EXERCISE AIM :: Reproduce all the lines exactly as they stand, apart from the pictures.
* * * * * * *
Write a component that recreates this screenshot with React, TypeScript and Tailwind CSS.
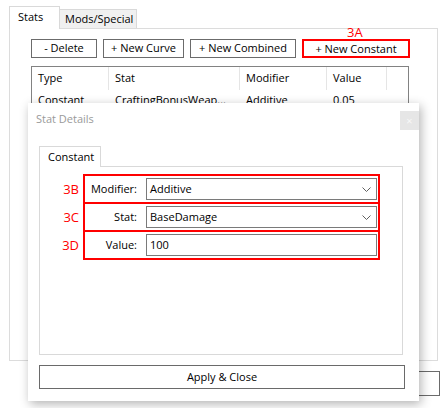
import React from 'react';

const columns = [
  { title: 'Type', width: 'w-[77px]' },
  { title: 'Stat', width: 'w-[131px]' },
  { title: 'Modifier', width: 'w-[87px]' },
  { title: 'Value', width: 'w-[60px]' },
];

const row = ['Constant', 'CraftingBonusWeap...', 'Additive', '0.05'];

function Chevron() {
  return (
    <svg width="9" height="5" viewBox="0 0 9 5" className="text-[#606060]">
      <path d="M0.5 0.5 L4.5 4.5 L8.5 0.5" fill="none" stroke="currentColor" strokeWidth="1" />
    </svg>
  );
}

function FieldRow({
  tag,
  label,
  value,
  combo,
  first,
}: {
  tag: string;
  label: string;
  value: string;
  combo?: boolean;
  first?: boolean;
}) {
  return (
    <div className={`flex items-center ${first ? '' : '-mt-[2px]'}`}>
      <div className="w-[39px] text-right text-[13px] leading-none text-[#ff0000]">{tag}</div>
      <div className="ml-[4px] flex h-[30px] w-[297px] items-center border-2 border-[#ff0000]">
        <div className="w-[52px] text-right">{label}</div>
        <div className="ml-[9px] flex h-[22px] w-[231px] items-center justify-between border border-[#7a7a7a] bg-white pl-[3px] pr-[5px]">
          <span>{value}</span>
          {combo && <Chevron />}
        </div>
      </div>
    </div>
  );
}

export default function App() {
  return (
    <div className="relative h-[408px] w-[446px] overflow-hidden bg-white font-['Open_Sans','Noto_Sans',sans-serif] text-[11px] text-black">
      {/* main window */}
      <div className="pl-[9px] pr-[8px] pt-[6px]">
        {/* tabs */}
        <div className="flex h-[22px] items-end">
          <div className="relative z-10 -mb-px h-[23px] w-[51px] border-l border-r border-t border-[#d9d9d9] bg-white pl-[8px] pt-[2px]">
            Stats
          </div>
          <div className="h-[19px] w-[77px] border-r border-t border-[#d9d9d9] bg-[#f0f0f0] pl-[5px] pt-[1px]">
            Mods/Special
          </div>
        </div>

        {/* tab panel */}
        <div className="h-[333px] border border-[#dcdcdc] pl-[21px] pt-[10px]">
          <div className="flex gap-[6px]">
            <button className="h-[19px] w-[66px] border border-[#6b6b6b] bg-white">- Delete</button>
            <button className="h-[19px] w-[81px] border border-[#6b6b6b] bg-white">+ New Curve</button>
            <button className="h-[19px] w-[106px] border border-[#6b6b6b] bg-white">+ New Combined</button>
            <div className="relative">
              <span className="absolute -top-[13px] left-[45px] text-[13px] leading-none text-[#ff0000]">3A</span>
              <button className="h-[19px] w-[108px] border-2 border-[#ff0000] bg-white">+ New Constant</button>
            </div>
          </div>

          {/* list view */}
          <div className="mt-[8px] h-[250px] w-[378px] border border-[#828282]">
            <div className="flex h-[23px]">
              {columns.map((c) => (
                <div key={c.title} className={`${c.width} flex items-center border-r border-[#e5e5e5] pl-[6px]`}>
                  {c.title}
                </div>
              ))}
            </div>
            <div className="flex h-[20px] items-center">
              {row.map((v, i) => (
                <div key={i} className={`${columns[i].width} pl-[6px]`}>
                  {v}
                </div>
              ))}
            </div>
          </div>
        </div>

        {/* bottom button (behind dialog) */}
        <div className="-mr-[2px] mt-[10px] flex justify-end">
          <button className="h-[25px] w-[110px] border border-[#6b6b6b] bg-white">OK</button>
        </div>
      </div>

      {/* Stat Details dialog */}
      <div className="absolute left-[28px] top-[103px] flex h-[298px] w-[391px] flex-col bg-white shadow-[2px_3px_10px_rgba(0,0,0,0.3)]">
        <div className="mt-[8px] flex h-[19px] items-center justify-between">
          <span className="-mt-[3px] pl-[8px] text-[#9a9a9a]">Stat Details</span>
          <div className="flex h-[19px] w-[19px] items-center justify-center bg-[#e6e6e6] text-[11px] leading-none text-[#f8f8f8]">
            ×
          </div>
        </div>

        <div className="ml-[11px] mt-[16px] flex">
          <div className="relative z-10 -mb-px h-[21px] w-[62px] border-l border-r border-t border-[#d9d9d9] bg-white pl-[8px] pt-[2px]">
            Constant
          </div>
        </div>
        <div className="ml-[11px] h-[189px] w-[364px] border border-[#d9d9d9] pt-[7px]">
          <FieldRow tag="3B" label="Modifier:" value="Additive" combo first />
          <FieldRow tag="3C" label="Stat:" value="BaseDamage" combo />
          <FieldRow tag="3D" label="Value:" value="100" />
        </div>

        <button className="ml-[11px] mt-[10px] h-[24px] w-[366px] border border-[#6a6a6a] bg-white">
          Apply &amp; Close
        </button>
      </div>
    </div>
  );
}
* * * * * * *
FULL ANSWER ::
Write a component that recreates this screenshot with React, TypeScript and Tailwind CSS.
import React from 'react';

const columns = [
  { title: 'Type', width: 'w-[77px]' },
  { title: 'Stat', width: 'w-[131px]' },
  { title: 'Modifier', width: 'w-[87px]' },
  { title: 'Value', width: 'w-[60px]' },
];

const row = ['Constant', 'CraftingBonusWeap...', 'Additive', '0.05'];

function Chevron() {
  return (
    <svg width="9" height="5" viewBox="0 0 9 5" className="text-[#606060]">
      <path d="M0.5 0.5 L4.5 4.5 L8.5 0.5" fill="none" stroke="currentColor" strokeWidth="1" />
    </svg>
  );
}

function FieldRow({
  tag,
  label,
  value,
  combo,
  first,
}: {
  tag: string;
  label: string;
  value: string;
  combo?: boolean;
  first?: boolean;
}) {
  return (
    <div className={`flex items-center ${first ? '' : '-mt-[2px]'}`}>
      <div className="w-[39px] text-right text-[13px] leading-none text-[#ff0000]">{tag}</div>
      <div className="ml-[4px] flex h-[30px] w-[297px] items-center border-2 border-[#ff0000]">
        <div className="w-[52px] text-right">{label}</div>
        <div className="ml-[9px] flex h-[22px] w-[231px] items-center justify-between border border-[#7a7a7a] bg-white pl-[3px] pr-[5px]">
          <span>{value}</span>
          {combo && <Chevron />}
        </div>
      </div>
    </div>
  );
}

export default function App() {
  return (
    <div className="relative h-[408px] w-[446px] overflow-hidden bg-white font-['Open_Sans','Noto_Sans',sans-serif] text-[11px] text-black">
      {/* main window */}
      <div className="pl-[9px] pr-[8px] pt-[6px]">
        {/* tabs */}
        <div className="flex h-[22px] items-end">
          <div className="relative z-10 -mb-px h-[23px] w-[51px] border-l border-r border-t border-[#d9d9d9] bg-white pl-[8px] pt-[2px]">
            Stats
          </div>
          <div className="h-[19px] w-[77px] border-r border-t border-[#d9d9d9] bg-[#f0f0f0] pl-[5px] pt-[1px]">
            Mods/Special
          </div>
        </div>

        {/* tab panel */}
        <div className="h-[333px] border border-[#dcdcdc] pl-[21px] pt-[10px]">
          <div className="flex gap-[6px]">
            <button className="h-[19px] w-[66px] border border-[#6b6b6b] bg-white">- Delete</button>
            <button className="h-[19px] w-[81px] border border-[#6b6b6b] bg-white">+ New Curve</button>
            <button className="h-[19px] w-[106px] border border-[#6b6b6b] bg-white">+ New Combined</button>
            <div className="relative">
              <span className="absolute -top-[13px] left-[45px] text-[13px] leading-none text-[#ff0000]">3A</span>
              <button className="h-[19px] w-[108px] border-2 border-[#ff0000] bg-white">+ New Constant</button>
            </div>
          </div>

          {/* list view */}
          <div className="mt-[8px] h-[250px] w-[378px] border border-[#828282]">
            <div className="flex h-[23px]">
              {columns.map((c) => (
                <div key={c.title} className={`${c.width} flex items-center border-r border-[#e5e5e5] pl-[6px]`}>
                  {c.title}
                </div>
              ))}
            </div>
            <div className="flex h-[20px] items-center">
              {row.map((v, i) => (
                <div key={i} className={`${columns[i].width} pl-[6px]`}>
                  {v}
                </div>
              ))}
            </div>
          </div>
        </div>

        {/* bottom button (behind dialog) */}
        <div className="-mr-[2px] mt-[10px] flex justify-end">
          <button className="h-[25px] w-[110px] border border-[#6b6b6b] bg-white">OK</button>
        </div>
      </div>

      {/* Stat Details dialog */}
      <div className="absolute left-[28px] top-[103px] flex h-[298px] w-[391px] flex-col bg-white shadow-[2px_3px_10px_rgba(0,0,0,0.3)]">
        <div className="mt-[8px] flex h-[19px] items-center justify-between">
          <span className="-mt-[3px] pl-[8px] text-[#9a9a9a]">Stat Details</span>
          <div className="flex h-[19px] w-[19px] items-center justify-center bg-[#e6e6e6] text-[11px] leading-none text-[#f8f8f8]">
            ×
          </div>
        </div>

        <div className="ml-[11px] mt-[16px] flex">
          <div className="relative z-10 -mb-px h-[21px] w-[62px] border-l border-r border-t border-[#d9d9d9] bg-white pl-[8px] pt-[2px]">
            Constant
          </div>
        </div>
        <div className="ml-[11px] h-[189px] w-[364px] border border-[#d9d9d9] pt-[7px]">
          <FieldRow tag="3B" label="Modifier:" value="Additive" combo first />
          <FieldRow tag="3C" label="Stat:" value="BaseDamage" combo />
          <FieldRow tag="3D" label="Value:" value="100" />
        </div>

        <button className="ml-[11px] mt-[10px] h-[24px] w-[366px] border border-[#6a6a6a] bg-white">
          Apply &amp; Close
        </button>
      </div>
    </div>
  );
}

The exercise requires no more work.